- Information shown -
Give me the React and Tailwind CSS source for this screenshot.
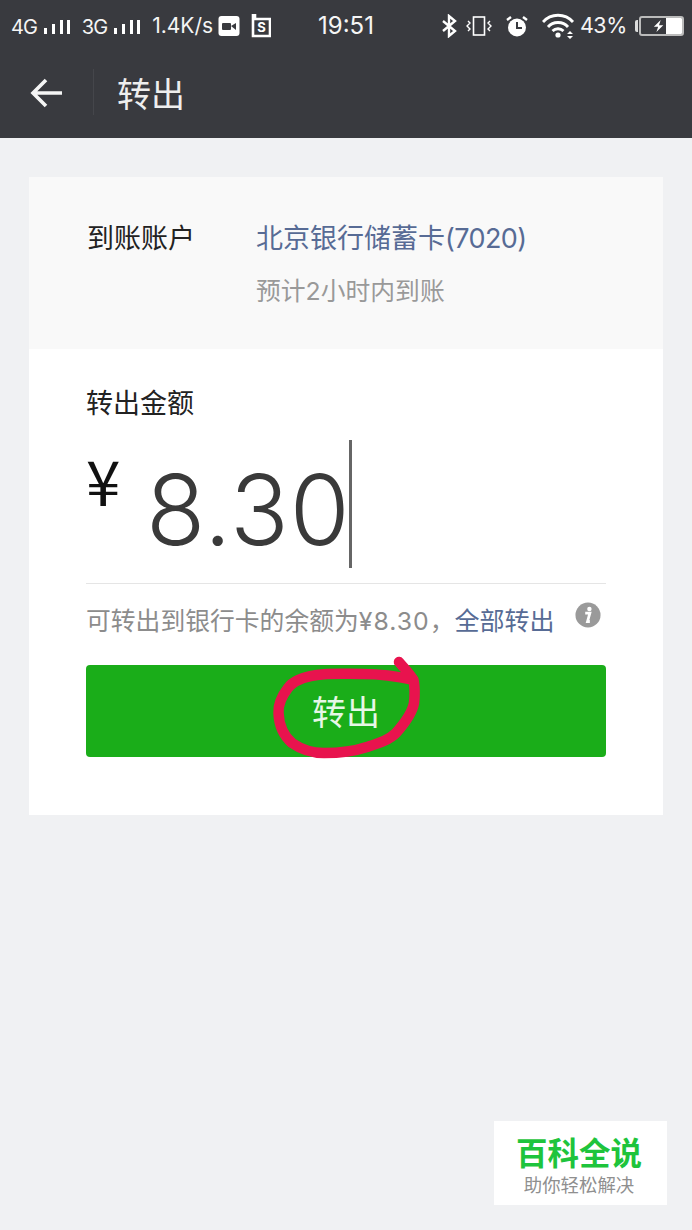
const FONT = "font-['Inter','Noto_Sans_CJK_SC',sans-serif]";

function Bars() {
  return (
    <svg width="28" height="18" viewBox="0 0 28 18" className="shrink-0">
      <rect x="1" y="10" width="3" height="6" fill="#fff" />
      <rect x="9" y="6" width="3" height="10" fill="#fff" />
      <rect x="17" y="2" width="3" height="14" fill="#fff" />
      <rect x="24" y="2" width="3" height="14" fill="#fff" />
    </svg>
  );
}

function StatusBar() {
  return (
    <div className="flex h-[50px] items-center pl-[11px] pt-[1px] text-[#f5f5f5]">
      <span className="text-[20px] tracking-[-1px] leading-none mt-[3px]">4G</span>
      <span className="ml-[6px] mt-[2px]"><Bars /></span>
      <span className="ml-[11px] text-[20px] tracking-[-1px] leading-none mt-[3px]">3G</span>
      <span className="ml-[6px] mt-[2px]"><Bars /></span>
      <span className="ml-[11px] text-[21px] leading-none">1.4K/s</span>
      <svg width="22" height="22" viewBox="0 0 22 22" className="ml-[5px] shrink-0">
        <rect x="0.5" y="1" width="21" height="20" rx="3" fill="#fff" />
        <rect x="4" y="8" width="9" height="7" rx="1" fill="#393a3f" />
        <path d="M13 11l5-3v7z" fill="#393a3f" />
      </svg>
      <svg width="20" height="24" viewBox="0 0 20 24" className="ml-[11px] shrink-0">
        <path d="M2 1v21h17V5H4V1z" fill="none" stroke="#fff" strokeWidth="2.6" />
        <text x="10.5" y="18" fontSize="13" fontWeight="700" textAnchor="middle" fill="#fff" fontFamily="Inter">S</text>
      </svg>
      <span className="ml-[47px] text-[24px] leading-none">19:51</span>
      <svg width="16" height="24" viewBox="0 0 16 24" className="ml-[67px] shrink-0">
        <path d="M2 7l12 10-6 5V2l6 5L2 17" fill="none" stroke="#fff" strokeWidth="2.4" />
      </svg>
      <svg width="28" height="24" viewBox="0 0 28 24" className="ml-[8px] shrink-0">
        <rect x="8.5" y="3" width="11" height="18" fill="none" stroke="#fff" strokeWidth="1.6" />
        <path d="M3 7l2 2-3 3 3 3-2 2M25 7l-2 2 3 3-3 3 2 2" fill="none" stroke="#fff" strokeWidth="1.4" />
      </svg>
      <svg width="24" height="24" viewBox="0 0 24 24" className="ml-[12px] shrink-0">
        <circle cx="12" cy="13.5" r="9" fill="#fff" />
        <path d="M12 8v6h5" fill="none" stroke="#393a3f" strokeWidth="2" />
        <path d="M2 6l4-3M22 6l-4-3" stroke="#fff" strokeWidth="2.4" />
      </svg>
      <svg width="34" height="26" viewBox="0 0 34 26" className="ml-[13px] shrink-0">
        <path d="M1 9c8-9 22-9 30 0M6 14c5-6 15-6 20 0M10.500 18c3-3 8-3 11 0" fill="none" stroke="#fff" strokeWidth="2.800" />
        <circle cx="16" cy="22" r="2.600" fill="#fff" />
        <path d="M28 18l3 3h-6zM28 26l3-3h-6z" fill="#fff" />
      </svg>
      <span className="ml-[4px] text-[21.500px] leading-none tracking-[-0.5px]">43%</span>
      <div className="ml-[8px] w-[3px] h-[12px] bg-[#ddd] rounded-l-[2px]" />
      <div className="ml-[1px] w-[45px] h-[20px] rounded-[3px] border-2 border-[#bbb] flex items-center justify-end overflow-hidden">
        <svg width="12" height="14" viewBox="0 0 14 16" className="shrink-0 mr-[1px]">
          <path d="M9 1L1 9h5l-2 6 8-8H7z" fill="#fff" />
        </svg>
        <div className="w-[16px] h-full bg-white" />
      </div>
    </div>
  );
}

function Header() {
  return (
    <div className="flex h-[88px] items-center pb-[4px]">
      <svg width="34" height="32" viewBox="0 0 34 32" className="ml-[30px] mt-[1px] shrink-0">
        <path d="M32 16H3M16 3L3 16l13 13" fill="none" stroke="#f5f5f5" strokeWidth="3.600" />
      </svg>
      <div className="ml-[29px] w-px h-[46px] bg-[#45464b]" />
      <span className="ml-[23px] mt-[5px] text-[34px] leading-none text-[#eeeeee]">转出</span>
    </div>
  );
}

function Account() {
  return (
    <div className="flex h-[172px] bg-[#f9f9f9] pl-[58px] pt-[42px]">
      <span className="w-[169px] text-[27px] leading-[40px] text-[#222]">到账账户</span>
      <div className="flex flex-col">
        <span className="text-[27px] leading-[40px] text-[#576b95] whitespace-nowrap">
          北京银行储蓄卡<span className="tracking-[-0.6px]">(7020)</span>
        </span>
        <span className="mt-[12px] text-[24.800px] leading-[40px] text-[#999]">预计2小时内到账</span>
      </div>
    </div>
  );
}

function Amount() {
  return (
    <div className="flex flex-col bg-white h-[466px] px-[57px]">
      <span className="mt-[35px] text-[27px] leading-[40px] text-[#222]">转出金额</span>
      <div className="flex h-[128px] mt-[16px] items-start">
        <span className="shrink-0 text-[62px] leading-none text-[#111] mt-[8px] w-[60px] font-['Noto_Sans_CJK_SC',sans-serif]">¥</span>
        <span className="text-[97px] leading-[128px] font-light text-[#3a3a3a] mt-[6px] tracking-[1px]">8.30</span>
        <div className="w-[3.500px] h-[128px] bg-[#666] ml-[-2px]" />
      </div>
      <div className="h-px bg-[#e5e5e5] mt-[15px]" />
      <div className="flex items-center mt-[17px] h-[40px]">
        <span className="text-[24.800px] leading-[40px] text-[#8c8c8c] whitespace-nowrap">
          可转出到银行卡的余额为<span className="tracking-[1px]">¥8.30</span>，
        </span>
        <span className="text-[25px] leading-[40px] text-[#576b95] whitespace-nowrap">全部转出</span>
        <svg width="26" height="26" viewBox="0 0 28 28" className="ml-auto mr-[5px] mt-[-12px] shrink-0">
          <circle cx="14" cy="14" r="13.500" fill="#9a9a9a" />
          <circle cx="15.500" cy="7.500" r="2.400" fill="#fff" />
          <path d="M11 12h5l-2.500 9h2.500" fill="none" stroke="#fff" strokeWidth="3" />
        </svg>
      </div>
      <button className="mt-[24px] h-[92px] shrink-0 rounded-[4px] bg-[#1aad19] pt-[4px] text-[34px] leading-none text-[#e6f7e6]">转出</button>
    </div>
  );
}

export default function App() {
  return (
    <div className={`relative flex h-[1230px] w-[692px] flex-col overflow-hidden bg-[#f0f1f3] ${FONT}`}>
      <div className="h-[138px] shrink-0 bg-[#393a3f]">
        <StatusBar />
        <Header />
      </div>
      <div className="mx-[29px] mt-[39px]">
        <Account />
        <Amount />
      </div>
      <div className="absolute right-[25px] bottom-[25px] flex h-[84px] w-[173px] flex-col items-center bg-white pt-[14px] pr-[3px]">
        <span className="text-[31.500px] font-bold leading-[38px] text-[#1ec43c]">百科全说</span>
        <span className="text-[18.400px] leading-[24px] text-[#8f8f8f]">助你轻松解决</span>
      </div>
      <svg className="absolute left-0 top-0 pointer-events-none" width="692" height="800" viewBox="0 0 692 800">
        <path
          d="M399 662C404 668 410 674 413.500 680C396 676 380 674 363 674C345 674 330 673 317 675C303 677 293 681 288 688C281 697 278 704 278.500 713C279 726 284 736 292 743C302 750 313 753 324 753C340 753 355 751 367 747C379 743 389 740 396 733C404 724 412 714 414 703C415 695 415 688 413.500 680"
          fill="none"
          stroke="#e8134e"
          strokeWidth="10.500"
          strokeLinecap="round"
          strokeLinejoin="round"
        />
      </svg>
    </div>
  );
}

- Exercise goal -
Return the full material word for word. Do not include the pictures.

- Exercise output -
Give me the React and Tailwind CSS source for this screenshot.
const FONT = "font-['Inter','Noto_Sans_CJK_SC',sans-serif]";

function Bars() {
  return (
    <svg width="28" height="18" viewBox="0 0 28 18" className="shrink-0">
      <rect x="1" y="10" width="3" height="6" fill="#fff" />
      <rect x="9" y="6" width="3" height="10" fill="#fff" />
      <rect x="17" y="2" width="3" height="14" fill="#fff" />
      <rect x="24" y="2" width="3" height="14" fill="#fff" />
    </svg>
  );
}

function StatusBar() {
  return (
    <div className="flex h-[50px] items-center pl-[11px] pt-[1px] text-[#f5f5f5]">
      <span className="text-[20px] tracking-[-1px] leading-none mt-[3px]">4G</span>
      <span className="ml-[6px] mt-[2px]"><Bars /></span>
      <span className="ml-[11px] text-[20px] tracking-[-1px] leading-none mt-[3px]">3G</span>
      <span className="ml-[6px] mt-[2px]"><Bars /></span>
      <span className="ml-[11px] text-[21px] leading-none">1.4K/s</span>
      <svg width="22" height="22" viewBox="0 0 22 22" className="ml-[5px] shrink-0">
        <rect x="0.5" y="1" width="21" height="20" rx="3" fill="#fff" />
        <rect x="4" y="8" width="9" height="7" rx="1" fill="#393a3f" />
        <path d="M13 11l5-3v7z" fill="#393a3f" />
      </svg>
      <svg width="20" height="24" viewBox="0 0 20 24" className="ml-[11px] shrink-0">
        <path d="M2 1v21h17V5H4V1z" fill="none" stroke="#fff" strokeWidth="2.6" />
        <text x="10.5" y="18" fontSize="13" fontWeight="700" textAnchor="middle" fill="#fff" fontFamily="Inter">S</text>
      </svg>
      <span className="ml-[47px] text-[24px] leading-none">19:51</span>
      <svg width="16" height="24" viewBox="0 0 16 24" className="ml-[67px] shrink-0">
        <path d="M2 7l12 10-6 5V2l6 5L2 17" fill="none" stroke="#fff" strokeWidth="2.4" />
      </svg>
      <svg width="28" height="24" viewBox="0 0 28 24" className="ml-[8px] shrink-0">
        <rect x="8.5" y="3" width="11" height="18" fill="none" stroke="#fff" strokeWidth="1.6" />
        <path d="M3 7l2 2-3 3 3 3-2 2M25 7l-2 2 3 3-3 3 2 2" fill="none" stroke="#fff" strokeWidth="1.4" />
      </svg>
      <svg width="24" height="24" viewBox="0 0 24 24" className="ml-[12px] shrink-0">
        <circle cx="12" cy="13.5" r="9" fill="#fff" />
        <path d="M12 8v6h5" fill="none" stroke="#393a3f" strokeWidth="2" />
        <path d="M2 6l4-3M22 6l-4-3" stroke="#fff" strokeWidth="2.4" />
      </svg>
      <svg width="34" height="26" viewBox="0 0 34 26" className="ml-[13px] shrink-0">
        <path d="M1 9c8-9 22-9 30 0M6 14c5-6 15-6 20 0M10.500 18c3-3 8-3 11 0" fill="none" stroke="#fff" strokeWidth="2.800" />
        <circle cx="16" cy="22" r="2.600" fill="#fff" />
        <path d="M28 18l3 3h-6zM28 26l3-3h-6z" fill="#fff" />
      </svg>
      <span className="ml-[4px] text-[21.500px] leading-none tracking-[-0.5px]">43%</span>
      <div className="ml-[8px] w-[3px] h-[12px] bg-[#ddd] rounded-l-[2px]" />
      <div className="ml-[1px] w-[45px] h-[20px] rounded-[3px] border-2 border-[#bbb] flex items-center justify-end overflow-hidden">
        <svg width="12" height="14" viewBox="0 0 14 16" className="shrink-0 mr-[1px]">
          <path d="M9 1L1 9h5l-2 6 8-8H7z" fill="#fff" />
        </svg>
        <div className="w-[16px] h-full bg-white" />
      </div>
    </div>
  );
}

function Header() {
  return (
    <div className="flex h-[88px] items-center pb-[4px]">
      <svg width="34" height="32" viewBox="0 0 34 32" className="ml-[30px] mt-[1px] shrink-0">
        <path d="M32 16H3M16 3L3 16l13 13" fill="none" stroke="#f5f5f5" strokeWidth="3.600" />
      </svg>
      <div className="ml-[29px] w-px h-[46px] bg-[#45464b]" />
      <span className="ml-[23px] mt-[5px] text-[34px] leading-none text-[#eeeeee]">转出</span>
    </div>
  );
}

function Account() {
  return (
    <div className="flex h-[172px] bg-[#f9f9f9] pl-[58px] pt-[42px]">
      <span className="w-[169px] text-[27px] leading-[40px] text-[#222]">到账账户</span>
      <div className="flex flex-col">
        <span className="text-[27px] leading-[40px] text-[#576b95] whitespace-nowrap">
          北京银行储蓄卡<span className="tracking-[-0.6px]">(7020)</span>
        </span>
        <span className="mt-[12px] text-[24.800px] leading-[40px] text-[#999]">预计2小时内到账</span>
      </div>
    </div>
  );
}

function Amount() {
  return (
    <div className="flex flex-col bg-white h-[466px] px-[57px]">
      <span className="mt-[35px] text-[27px] leading-[40px] text-[#222]">转出金额</span>
      <div className="flex h-[128px] mt-[16px] items-start">
        <span className="shrink-0 text-[62px] leading-none text-[#111] mt-[8px] w-[60px] font-['Noto_Sans_CJK_SC',sans-serif]">¥</span>
        <span className="text-[97px] leading-[128px] font-light text-[#3a3a3a] mt-[6px] tracking-[1px]">8.30</span>
        <div className="w-[3.500px] h-[128px] bg-[#666] ml-[-2px]" />
      </div>
      <div className="h-px bg-[#e5e5e5] mt-[15px]" />
      <div className="flex items-center mt-[17px] h-[40px]">
        <span className="text-[24.800px] leading-[40px] text-[#8c8c8c] whitespace-nowrap">
          可转出到银行卡的余额为<span className="tracking-[1px]">¥8.30</span>，
        </span>
        <span className="text-[25px] leading-[40px] text-[#576b95] whitespace-nowrap">全部转出</span>
        <svg width="26" height="26" viewBox="0 0 28 28" className="ml-auto mr-[5px] mt-[-12px] shrink-0">
          <circle cx="14" cy="14" r="13.500" fill="#9a9a9a" />
          <circle cx="15.500" cy="7.500" r="2.400" fill="#fff" />
          <path d="M11 12h5l-2.500 9h2.500" fill="none" stroke="#fff" strokeWidth="3" />
        </svg>
      </div>
      <button className="mt-[24px] h-[92px] shrink-0 rounded-[4px] bg-[#1aad19] pt-[4px] text-[34px] leading-none text-[#e6f7e6]">转出</button>
    </div>
  );
}

export default function App() {
  return (
    <div className={`relative flex h-[1230px] w-[692px] flex-col overflow-hidden bg-[#f0f1f3] ${FONT}`}>
      <div className="h-[138px] shrink-0 bg-[#393a3f]">
        <StatusBar />
        <Header />
      </div>
      <div className="mx-[29px] mt-[39px]">
        <Account />
        <Amount />
      </div>
      <div className="absolute right-[25px] bottom-[25px] flex h-[84px] w-[173px] flex-col items-center bg-white pt-[14px] pr-[3px]">
        <span className="text-[31.500px] font-bold leading-[38px] text-[#1ec43c]">百科全说</span>
        <span className="text-[18.400px] leading-[24px] text-[#8f8f8f]">助你轻松解决</span>
      </div>
      <svg className="absolute left-0 top-0 pointer-events-none" width="692" height="800" viewBox="0 0 692 800">
        <path
          d="M399 662C404 668 410 674 413.500 680C396 676 380 674 363 674C345 674 330 673 317 675C303 677 293 681 288 688C281 697 278 704 278.500 713C279 726 284 736 292 743C302 750 313 753 324 753C340 753 355 751 367 747C379 743 389 740 396 733C404 724 412 714 414 703C415 695 415 688 413.500 680"
          fill="none"
          stroke="#e8134e"
          strokeWidth="10.500"
          strokeLinecap="round"
          strokeLinejoin="round"
        />
      </svg>
    </div>
  );
}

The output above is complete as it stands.